And I assert that '<' applied to a built-in floating point type in C++
does induce a strict ordering.
>
>My assertion that introducing epsilon can induce a circular-less-than
> a<b && b<c && c<a
>is shown by example in my reply to JC (assuming that makes it past the
>moderator).
Well I have not seen that post, but I am pretty confident that any such
example is necessarily flawed.
a<b => b-a = d1 where d1 is positive
b<c => c-b = d2 where d2 is positive
c-a = (c - b) + (b - a);
= d2 + d1;
=> a < c;
Now I know that in computer terms some of the subtractions and the
addition only provide approximate answers, however for both floating
point and signed integer types (where overflow is undefined behaviour)
there is AFAIK, no way in which the sum of two positive values however
small (or large) will result in a negative value.
If you know better, provide an example.
--
Francis Glassborow ACCU
Author of 'You Can Do It!' see http://www.spellen.org/youcandoit
For project ideas and contributions: http://www.spellen.org/youcandoit/projects
Francis Glassborow
wa...@stoner.com writes
>Assuming this implementation of "equal"
> bool equal(double x, double y)
> {
> const double epsilon = 0.5;
> return abs(x-y)<epsilon;
> }
>
>Given:
>
>ResourceInfo a = { 1.3, 1 };
>ResourceInfo b = { 1, 2 };
>ResourceInfo c = { 0.7, 3 };
>
>You get
> a < b // equal(a.priority,b.priority) && a.price < b.price
> b < c // equal(b.priority,c.priority) && b.price < c.price
> c < a // !equal(c.priority,a.priority) && c.priority <
>a.priority
And most of us know that if there are TWO criteria that you can get
circular cases, but now you are not comparing floating point values but
something else which includes a pair of doubles.
--
Francis Glassborow ACCU
Author of 'You Can Do It!' see http://www.spellen.org/youcandoit
For project ideas and contributions: http://www.spellen.org/youcandoit/projects
Matthias Hofmann
news:8puA0QOf...@robinton.demon.co.uk...
> In article <1141392477.4...@j33g2000cwa.googlegroups.com>,
> wa...@stoner.com writes
> >Assuming this implementation of "equal"
> > bool equal(double x, double y)
> > {
> > const double epsilon = 0.5;
> > return abs(x-y)<epsilon;
> > }
> >
> >Given:
> >
> >ResourceInfo a = { 1.3, 1 };
> >ResourceInfo b = { 1, 2 };
> >ResourceInfo c = { 0.7, 3 };
> >
> >You get
> > a < b // equal(a.priority,b.priority) && a.price < b.price
> > b < c // equal(b.priority,c.priority) && b.price < c.price
> > c < a // !equal(c.priority,a.priority) && c.priority <
> >a.priority
>
>
> And most of us know that if there are TWO criteria that you can get
> circular cases, but now you are not comparing floating point values but
> something else which includes a pair of doubles.
You made me nervous... But I have verified that this circular case cannot
lead to an endless loop in my implementation of the sorting algorithm.
However, wa...@stoner.com is right in as much as the sorting may depend on
the order in which the elements are processed.
--
Matthias Hofmann
Anvil-Soft, CEO
http://www.anvil-soft.com - The Creators of Klomanager
http://www.anvil-soft.de - Die Macher des Klomanagers
[ See http://www.gotw.ca/resources/clcm.htm for info about ]
Matthias Hofmann
news:MPG.1e72369a9...@news.sunsite.dk...
> Just for example,
> consider that there's a range within which double's can
> represent integers precisely -- and that range is often
> larger than for any explicitly integer type on the same
> implementation.
This is exactly - you know what I mean ;-) - the case in my algorithm: I am
using a sum of integers, and the sum may, in rare cases, exceed the range of
an integer.

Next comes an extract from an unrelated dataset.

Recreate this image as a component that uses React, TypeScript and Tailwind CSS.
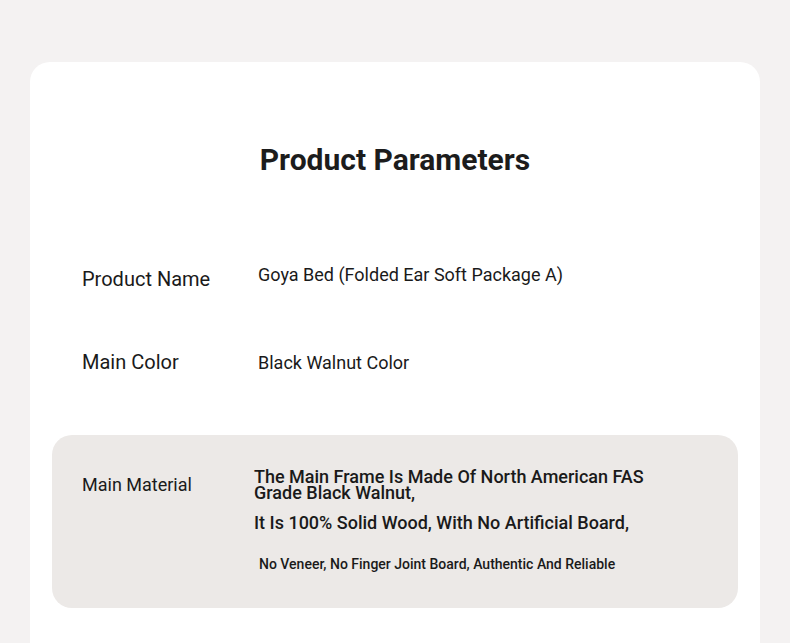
import React from 'react';

const rows = [
  { label: 'Product Name', value: 'Goya Bed (Folded Ear Soft Package A)' },
  { label: 'Main Color', value: 'Black Walnut Color' },
];

const App: React.FC = () => {
  return (
    <div className="min-h-[643px] h-[643px] overflow-hidden bg-[#f4f2f2] px-[30px] pt-[62px] font-['Roboto',sans-serif] text-[#1a1a1a]">
      <div className="bg-white rounded-[20px] h-[700px] px-[22px]">
        {/* Title */}
        <div className="pt-[83px] text-center">
          <h2 className="text-[30px] leading-[30px] font-bold text-[#1c1c1c]">Product Parameters</h2>
        </div>

        {/* Simple rows */}
        <div className="mt-[90px] px-[30px] flex items-start">
          <div className="w-[176px] mt-[2px] text-[20px] leading-[24px]">{rows[0].label}</div>
          <div className="text-[18px] leading-[20px]">{rows[0].value}</div>
        </div>
        <div className="mt-[59px] px-[30px] flex items-start">
          <div className="w-[176px] text-[20px] leading-[24px]">{rows[1].label}</div>
          <div className="mt-[3px] text-[18px] leading-[20px]">{rows[1].value}</div>
        </div>

        {/* Material block */}
        <div className="mt-[61px] h-[173px] rounded-[20px] bg-[#ece9e7] px-[30px] pt-[34px] flex items-start">
          <div className="w-[172px] mt-[5px] text-[18px] leading-[22px]">Main Material</div>
          <div className="flex flex-col">
            <p className="text-[18px] leading-[16px] font-medium">
              The Main Frame Is Made Of North American FAS
              <br />
              Grade Black Walnut,
            </p>
            <p className="mt-[11px] text-[18px] leading-[22px] font-medium">It Is 100% Solid Wood, With No Artificial Board,</p>
            <p className="mt-[21px] pl-[5px] text-[14px] leading-[18px] font-medium">
              No Veneer, No Finger Joint Board, Authentic And Reliable
            </p>
          </div>
        </div>
      </div>
    </div>
  );
};

export default App;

That's why I store the sum in a double.
By the way, while I was writing this post I noticed a mistake in my source
code:
unsigned long a, b, c;
...
double total = a + b + c;
As far as I know C++, the expression "a + b + c" will not be promoted to
type double until the assignment. Therefore, I might still get an overflow.
I have now changed the type of a, b and c to double, in order to prevent
that problem.
Someone mentioned boost::rational in another post of this thread. I was just
wondering wether it uses double internally to represent the numerator and
denominator in order to make possible a larger range of representable
values. What I found is the following, which provides interesting
information about the precision of such a class:
http://www.boost.org/libs/rational/rational.html#Limited-range%20integer%20t
ypes
--
Matthias Hofmann
Anvil-Soft, CEO
http://www.anvil-soft.com - The Creators of Klomanager
http://www.anvil-soft.de - Die Macher des Klomanagers
[ See http://www.gotw.ca/resources/clcm.htm for info about ]
Jerry Coffin
a...@standarddeviance.com says...
[ ... ]
> A rational number can be represented exactly given enough memory. An
> irrational number can't (except symbolically) no matter how much memory
> you have. This is the categorical difference to which I was referring.

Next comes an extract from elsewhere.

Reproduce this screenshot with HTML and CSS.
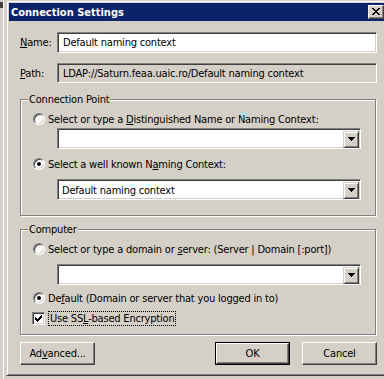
FILE: index.html
```html
<!DOCTYPE html>
<html>
<head>
<meta charset="utf-8">
<title>Connection Settings</title>
<link rel="stylesheet" href="styles.css">
</head>
<body>
<div class="desk">
  <div class="behind"><span class="behind-mark"></span></div>
  <div class="window">
    <div class="titlebar">
      <span class="title">Connection Settings</span>
      <span class="close-btn">
        <svg width="8" height="7" viewBox="0 0 8 7" shape-rendering="crispEdges">
          <rect x="0" y="0" width="2" height="1"/><rect x="6" y="0" width="2" height="1"/>
          <rect x="1" y="1" width="2" height="1"/><rect x="5" y="1" width="2" height="1"/>
          <rect x="2" y="2" width="4" height="1"/>
          <rect x="3" y="3" width="2" height="1"/>
          <rect x="2" y="4" width="4" height="1"/>
          <rect x="1" y="5" width="2" height="1"/><rect x="5" y="5" width="2" height="1"/>
          <rect x="0" y="6" width="2" height="1"/><rect x="6" y="6" width="2" height="1"/>
        </svg>
      </span>
    </div>
    <div class="client">
      <div class="field-row name-row">
        <span class="field-label"><u>N</u>ame:</span>
        <div class="edit">Default naming context</div>
      </div>
      <div class="field-row path-row">
        <span class="field-label"><u>P</u>ath:</span>
        <div class="edit readonly">LDAP://Saturn.feaa.uaic.ro/Default naming context</div>
      </div>

      <div class="group group-cp">
        <span class="legend">Connection Point</span>
        <div class="option opt-first">
          <span class="radio"></span>
          <span class="opt-text">Select or type a <u>D</u>istinguished Name or Naming Context:</span>
        </div>
        <div class="combo combo-a">
          <span class="combo-text"></span>
          <span class="drop-btn"><svg width="7" height="4" viewBox="0 0 7 4" shape-rendering="crispEdges"><rect x="0" y="0" width="7" height="1"/><rect x="1" y="1" width="5" height="1"/><rect x="2" y="2" width="3" height="1"/><rect x="3" y="3" width="1" height="1"/></svg></span>
        </div>
        <div class="option opt-second">
          <span class="radio checked"></span>
          <span class="opt-text">Select a well known N<u>a</u>ming Context:</span>
        </div>
        <div class="combo combo-b">
          <span class="combo-text">Default naming context</span>
          <span class="drop-btn"><svg width="7" height="4" viewBox="0 0 7 4" shape-rendering="crispEdges"><rect x="0" y="0" width="7" height="1"/><rect x="1" y="1" width="5" height="1"/><rect x="2" y="2" width="3" height="1"/><rect x="3" y="3" width="1" height="1"/></svg></span>
        </div>
      </div>

      <div class="group group-pc">
        <span class="legend">Computer</span>
        <div class="option opt-first">
          <span class="radio"></span>
          <span class="opt-text">Select or type a domain or <u>s</u>erver: (Server | Domain [:port])</span>
        </div>
        <div class="combo combo-c">
          <span class="combo-text"></span>
          <span class="drop-btn"><svg width="7" height="4" viewBox="0 0 7 4" shape-rendering="crispEdges"><rect x="0" y="0" width="7" height="1"/><rect x="1" y="1" width="5" height="1"/><rect x="2" y="2" width="3" height="1"/><rect x="3" y="3" width="1" height="1"/></svg></span>
        </div>
        <div class="option opt-third">
          <span class="radio checked"></span>
          <span class="opt-text">De<u>f</u>ault (Domain or server that you logged in to)</span>
        </div>
        <div class="check-row">
          <span class="checkbox">
            <svg width="7" height="7" viewBox="0 0 7 7" shape-rendering="crispEdges">
              <rect x="6" y="0" width="1" height="1"/>
              <rect x="5" y="1" width="2" height="1"/>
              <rect x="0" y="2" width="1" height="1"/><rect x="4" y="2" width="3" height="1"/>
              <rect x="0" y="3" width="2" height="1"/><rect x="3" y="3" width="3" height="1"/>
              <rect x="0" y="4" width="5" height="1"/>
              <rect x="1" y="5" width="3" height="1"/>
              <rect x="2" y="6" width="1" height="1"/>
            </svg>
          </span>
          <span class="focus-text">Use SS<u>L</u>-based Encryption</span>
        </div>
      </div>

      <div class="buttons">
        <span class="btn">Ad<u>v</u>anced...</span>
        <span class="spacer"></span>
        <span class="btn default"><span class="btn-inner">OK</span></span>
        <span class="btn">Cancel</span>
      </div>
    </div>
  </div>
</div>
</body>
</html>
```
FILE: styles.css
```css
* { box-sizing: border-box; }

html, body {
  margin: 0;
  padding: 0;
  background: #d4d0c8;
}

body {
  font-family: "DejaVu Sans", sans-serif;
  font-stretch: condensed;
  font-size: 11px;
  line-height: 13px;
  letter-spacing: -0.2px;
  color: #000;
}

u { text-decoration: underline; text-underline-offset: 1px; }

.desk {
  display: flex;
  width: 384px;
  height: 379px;
  overflow: hidden;
  background: #d4d0c8;
}

.behind {
  flex: none;
  width: 6px;
  height: 379px;
  padding-top: 2px;
  background: linear-gradient(to right, #d4d0c8 0 3px, #ffffff 3px 4px, #d4d0c8 4px 6px);
}

.behind-mark {
  display: block;
  width: 3px;
  height: 6px;
  background: #404040;
}

.window {
  flex: none;
  width: 383px;
  height: 376px;
  border: 1px solid;
  border-color: #d4d0c8 #404040 #404040 #d4d0c8;
  box-shadow: inset 1px 1px #ffffff, inset -1px -1px #808080;
  padding: 2px;
  display: flex;
  flex-direction: column;
  background: #d4d0c8;
}

.titlebar {
  flex: none;
  height: 18px;
  background: #0a246a;
  display: flex;
  align-items: center;
  padding: 0 2px 0 2px;
}

.title {
  flex: 1;
  color: #fff;
  font-weight: bold;
  font-size: 11px;
  letter-spacing: 0;
  white-space: nowrap;
}

.close-btn {
  flex: none;
  width: 16px;
  height: 14px;
  background: #d4d0c8;
  border: 1px solid;
  border-color: #ffffff #404040 #404040 #ffffff;
  box-shadow: inset -1px -1px #808080;
  display: flex;
  align-items: center;
  justify-content: center;
  padding: 0 1px 1px 0;
}

.client {
  flex: 1;
  display: flex;
  flex-direction: column;
  padding: 0 9px 0 11px;
}

.field-row {
  display: flex;
  align-items: center;
}

.name-row { margin-top: 11px; height: 21px; }
.path-row { margin-top: 10px; height: 20px; }

.field-label {
  flex: none;
  width: 37px;
  white-space: nowrap;
}

.edit {
  flex: 1;
  height: 100%;
  border: 1px solid;
  border-color: #808080 #ffffff #ffffff #808080;
  box-shadow: inset 1px 1px #404040, inset -1px -1px #d4d0c8;
  background: #fff;
  padding: 0 3px 0 5px;
  display: flex;
  align-items: center;
  white-space: nowrap;
  overflow: hidden;
}

.edit.readonly { background: #d4d0c8; }

.group {
  border: 1px solid #808080;
  box-shadow: 1px 1px #ffffff, inset 1px 1px #ffffff;
  margin-right: 1px;
  display: flex;
  flex-direction: column;
}

.group-cp { margin-top: 16px; padding-bottom: 15px; }
.group-pc { margin-top: 13px; padding-bottom: 8px; }

.legend {
  align-self: flex-start;
  margin: -7px 0 0 7px;
  padding: 0 1px;
  height: 13px;
  background: #d4d0c8;
  white-space: nowrap;
}

.option {
  display: flex;
  align-items: center;
  height: 12px;
  padding-left: 12px;
  white-space: nowrap;
}

.group-cp .opt-first { margin-top: 7px; }
.group-cp .opt-second { margin-top: 9px; }
.group-pc .opt-first { margin-top: 7px; }
.group-pc .opt-third { margin-top: 7px; }

.radio {
  flex: none;
  width: 12px;
  height: 12px;
  border-radius: 50%;
  border: 1px solid;
  border-color: #808080 #ffffff #ffffff #808080;
  box-shadow: inset 1px 1px #404040, inset -1px -1px #d4d0c8;
  background: #fff;
  display: flex;
  align-items: center;
  justify-content: center;
}

.radio.checked::after {
  content: "";
  width: 4px;
  height: 4px;
  border-radius: 50%;
  background: #000;
}

.opt-text { margin-left: 3px; }

.combo {
  height: 21px;
  margin-left: 36px;
  width: 304px;
  border: 1px solid;
  border-color: #808080 #ffffff #ffffff #808080;
  box-shadow: inset 1px 1px #404040, inset -1px -1px #d4d0c8;
  background: #fff;
  padding: 2px 1px 1px 2px;
  display: flex;
}

.combo-a { margin-top: 3px; }
.combo-b { margin-top: 9px; }
.combo-c { margin-top: 9px; }

.combo-text {
  flex: 1;
  display: flex;
  align-items: center;
  padding-left: 2px;
  white-space: nowrap;
}

.drop-btn {
  flex: none;
  width: 16px;
  height: 17px;
  background: #d4d0c8;
  border: 1px solid;
  border-color: #d4d0c8 #404040 #404040 #d4d0c8;
  box-shadow: inset 1px 1px #ffffff, inset -1px -1px #808080;
  display: flex;
  align-items: center;
  justify-content: center;
  padding-bottom: 1px;
}

.check-row {
  display: flex;
  align-items: center;
  height: 15px;
  margin-top: 7px;
  padding-left: 11px;
}

.checkbox {
  flex: none;
  width: 13px;
  height: 13px;
  border: 1px solid;
  border-color: #808080 #ffffff #ffffff #808080;
  box-shadow: inset 1px 1px #404040, inset -1px -1px #d4d0c8;
  background: #fff;
  display: flex;
  align-items: center;
  justify-content: center;
}

.focus-text {
  margin-left: 3px;
  height: 15px;
  border: 1px dotted #000;
  padding: 0 1px;
  white-space: nowrap;
}

.buttons {
  display: flex;
  margin-top: 7px;
  height: 23px;
}

.spacer { flex: 1; }

.btn {
  flex: none;
  width: 75px;
  height: 23px;
  border: 1px solid;
  border-color: #ffffff #404040 #404040 #ffffff;
  box-shadow: inset -1px -1px #808080;
  background: #d4d0c8;
  display: flex;
  align-items: center;
  justify-content: center;
  white-space: nowrap;
  margin-left: 12px;
}

.btn:first-child { margin-left: 0; }

.btn.default {
  border: 1px solid #000;
  padding: 0;
}

.btn-inner {
  width: 100%;
  height: 100%;
  border: 1px solid;
  border-color: #ffffff #404040 #404040 #ffffff;
  box-shadow: inset -1px -1px #808080;
  display: flex;
  align-items: center;
  justify-content: center;
}
```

> Of course it's true that we can't evaluate *every* equation involving
> *rational* numbers (because our time and space is limited), but there is
> *no* problem involving irrational numbers that can be solved numerically
> without giving up precision. The difference is between being able to
> solve *some* problems with complete accuracy and being able to solve
> *no* problems with complete accuracy. See the difference?

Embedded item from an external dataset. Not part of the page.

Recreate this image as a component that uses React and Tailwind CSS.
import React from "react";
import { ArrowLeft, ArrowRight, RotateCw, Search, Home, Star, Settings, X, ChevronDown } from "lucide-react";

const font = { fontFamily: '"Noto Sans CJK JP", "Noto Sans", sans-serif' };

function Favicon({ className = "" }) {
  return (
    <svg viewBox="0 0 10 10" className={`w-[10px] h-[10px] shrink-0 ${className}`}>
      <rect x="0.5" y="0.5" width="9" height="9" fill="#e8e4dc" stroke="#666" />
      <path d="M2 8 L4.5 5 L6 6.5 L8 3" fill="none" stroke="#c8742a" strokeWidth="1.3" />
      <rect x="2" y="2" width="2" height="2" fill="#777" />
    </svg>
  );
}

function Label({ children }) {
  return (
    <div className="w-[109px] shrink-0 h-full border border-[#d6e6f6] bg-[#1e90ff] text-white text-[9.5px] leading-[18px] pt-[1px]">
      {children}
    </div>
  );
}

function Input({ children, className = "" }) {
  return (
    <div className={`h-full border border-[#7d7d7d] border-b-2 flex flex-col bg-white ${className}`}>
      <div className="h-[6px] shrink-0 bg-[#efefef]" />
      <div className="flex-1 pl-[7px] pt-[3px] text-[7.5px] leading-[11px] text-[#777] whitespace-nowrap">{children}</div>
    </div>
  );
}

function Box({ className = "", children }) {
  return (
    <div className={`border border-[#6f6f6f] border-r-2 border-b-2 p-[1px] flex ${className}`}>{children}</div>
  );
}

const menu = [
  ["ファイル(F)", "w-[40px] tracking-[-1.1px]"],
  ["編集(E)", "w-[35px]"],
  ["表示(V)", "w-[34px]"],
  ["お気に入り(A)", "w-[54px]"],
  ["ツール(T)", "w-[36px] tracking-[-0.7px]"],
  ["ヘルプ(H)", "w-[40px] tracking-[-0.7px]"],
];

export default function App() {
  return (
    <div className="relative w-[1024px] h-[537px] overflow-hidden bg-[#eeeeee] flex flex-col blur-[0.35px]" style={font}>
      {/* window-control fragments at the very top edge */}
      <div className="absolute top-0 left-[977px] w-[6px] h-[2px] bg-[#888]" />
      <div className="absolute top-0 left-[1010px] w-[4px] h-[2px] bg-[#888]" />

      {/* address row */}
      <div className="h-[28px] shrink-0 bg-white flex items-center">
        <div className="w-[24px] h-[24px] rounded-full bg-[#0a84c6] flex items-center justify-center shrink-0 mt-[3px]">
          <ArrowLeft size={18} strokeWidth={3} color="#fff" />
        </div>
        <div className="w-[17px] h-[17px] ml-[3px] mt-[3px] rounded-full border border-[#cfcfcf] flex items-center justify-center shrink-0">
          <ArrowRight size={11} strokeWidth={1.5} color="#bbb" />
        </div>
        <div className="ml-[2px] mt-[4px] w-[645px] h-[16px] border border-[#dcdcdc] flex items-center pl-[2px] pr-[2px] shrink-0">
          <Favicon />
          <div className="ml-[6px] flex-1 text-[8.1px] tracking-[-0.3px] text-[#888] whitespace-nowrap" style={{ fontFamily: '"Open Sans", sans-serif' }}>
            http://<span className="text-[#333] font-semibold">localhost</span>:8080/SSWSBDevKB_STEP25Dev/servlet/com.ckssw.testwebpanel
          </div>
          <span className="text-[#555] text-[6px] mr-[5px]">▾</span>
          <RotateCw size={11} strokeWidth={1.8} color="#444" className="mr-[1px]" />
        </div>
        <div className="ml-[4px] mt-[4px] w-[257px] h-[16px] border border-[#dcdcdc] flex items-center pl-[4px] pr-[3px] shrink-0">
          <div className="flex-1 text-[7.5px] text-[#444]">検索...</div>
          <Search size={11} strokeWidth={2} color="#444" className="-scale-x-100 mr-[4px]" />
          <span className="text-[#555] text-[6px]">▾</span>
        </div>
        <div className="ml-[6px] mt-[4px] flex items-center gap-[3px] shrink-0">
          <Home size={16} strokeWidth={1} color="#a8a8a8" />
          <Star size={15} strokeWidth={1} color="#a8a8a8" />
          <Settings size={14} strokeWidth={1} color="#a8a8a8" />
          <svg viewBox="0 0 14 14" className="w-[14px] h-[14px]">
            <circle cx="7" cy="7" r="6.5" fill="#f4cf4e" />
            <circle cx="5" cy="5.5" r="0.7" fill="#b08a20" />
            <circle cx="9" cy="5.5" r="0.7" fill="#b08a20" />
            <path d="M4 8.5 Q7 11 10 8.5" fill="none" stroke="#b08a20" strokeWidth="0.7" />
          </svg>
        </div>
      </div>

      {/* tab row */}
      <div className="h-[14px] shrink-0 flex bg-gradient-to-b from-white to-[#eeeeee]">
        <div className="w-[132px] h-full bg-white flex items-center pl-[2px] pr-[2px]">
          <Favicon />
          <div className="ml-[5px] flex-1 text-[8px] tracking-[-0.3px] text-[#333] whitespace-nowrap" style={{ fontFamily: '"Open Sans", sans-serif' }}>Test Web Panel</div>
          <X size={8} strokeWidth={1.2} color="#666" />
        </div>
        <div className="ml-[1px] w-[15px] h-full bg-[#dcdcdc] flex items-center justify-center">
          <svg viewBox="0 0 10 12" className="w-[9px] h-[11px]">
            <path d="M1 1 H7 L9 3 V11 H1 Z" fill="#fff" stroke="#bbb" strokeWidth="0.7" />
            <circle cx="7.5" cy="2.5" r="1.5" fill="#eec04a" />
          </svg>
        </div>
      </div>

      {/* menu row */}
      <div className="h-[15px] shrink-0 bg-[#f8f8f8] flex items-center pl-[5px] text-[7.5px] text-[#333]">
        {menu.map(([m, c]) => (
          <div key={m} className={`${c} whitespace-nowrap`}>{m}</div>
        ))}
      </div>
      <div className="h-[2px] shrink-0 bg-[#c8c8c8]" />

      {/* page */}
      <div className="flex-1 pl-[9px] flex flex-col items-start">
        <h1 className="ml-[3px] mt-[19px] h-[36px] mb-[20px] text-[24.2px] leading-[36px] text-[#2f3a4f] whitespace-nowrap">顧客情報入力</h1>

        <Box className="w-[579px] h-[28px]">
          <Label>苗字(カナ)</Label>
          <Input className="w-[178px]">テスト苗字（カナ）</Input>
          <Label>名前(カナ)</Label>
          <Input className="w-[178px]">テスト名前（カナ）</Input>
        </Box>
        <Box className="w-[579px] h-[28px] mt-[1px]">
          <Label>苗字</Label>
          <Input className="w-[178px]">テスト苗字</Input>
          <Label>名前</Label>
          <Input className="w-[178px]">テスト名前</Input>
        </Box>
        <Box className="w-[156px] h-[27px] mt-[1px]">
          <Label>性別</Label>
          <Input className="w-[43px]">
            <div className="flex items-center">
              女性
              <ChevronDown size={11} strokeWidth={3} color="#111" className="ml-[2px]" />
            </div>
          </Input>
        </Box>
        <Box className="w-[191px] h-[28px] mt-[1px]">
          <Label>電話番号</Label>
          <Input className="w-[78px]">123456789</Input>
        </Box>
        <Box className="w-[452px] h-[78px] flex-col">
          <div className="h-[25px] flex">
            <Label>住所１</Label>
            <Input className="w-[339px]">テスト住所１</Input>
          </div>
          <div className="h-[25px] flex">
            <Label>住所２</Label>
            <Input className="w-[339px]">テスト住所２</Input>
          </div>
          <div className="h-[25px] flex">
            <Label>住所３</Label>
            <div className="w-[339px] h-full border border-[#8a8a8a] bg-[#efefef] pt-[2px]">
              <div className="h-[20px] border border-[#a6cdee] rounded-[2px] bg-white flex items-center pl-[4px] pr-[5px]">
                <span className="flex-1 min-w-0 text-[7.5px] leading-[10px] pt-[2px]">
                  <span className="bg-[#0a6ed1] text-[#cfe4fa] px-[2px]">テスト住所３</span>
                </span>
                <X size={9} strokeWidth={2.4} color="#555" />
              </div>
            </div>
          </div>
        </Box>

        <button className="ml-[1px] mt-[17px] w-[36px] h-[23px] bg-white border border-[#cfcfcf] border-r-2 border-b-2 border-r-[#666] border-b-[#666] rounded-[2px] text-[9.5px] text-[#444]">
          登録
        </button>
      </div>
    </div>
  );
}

No, because there is no difference.
In floating point, you can represent some, but not all,
rational numbers exactly.
In a rational class, you can represent some, but not all,
rational numbers exactly.
Some, but not all, problems can be solved with perfect
accuracy using floating point.
Some, but not all, problems can be solved with perfect
accuracy using rationals.
What we have here is clearly not a qualitative difference
but a quantitative one. Both can do some things
perfectly, but neither can do anywhere close to all of
them perfectly.
BTW, you're also incorrect about irrational numbers
requiring a symbolic represented perfectly in a finite
amount of memory. Consider the way we represented
rational numbers as repeating decimals back in school
(warning: fixed-width font needed for things to line up
below):
_
1 1/3 = 1.3
At least for the moment, I'm going to assume that you'll
accept that as being a numeric rather than symbolic
representation. I realize it's not how a rational class
is typically written, but I think you'll agree that it's
one possible way of doing things, and that it really is
numeric rather than symbolic, true?
Using continued fractions, we can do the same thing with
many irrational numbers. The difference is that instead
of representing a repeating decimal, we represent a
repeating pattern in the continued fraction. For a well
known example from Knuth, the square root of 8/29, could
be represented as:
___________________
1 1 9 2 2 3 2 2 9 1 2
where the bar now represents a repeating pattern in the
continued fraction rather than a repeating decimal.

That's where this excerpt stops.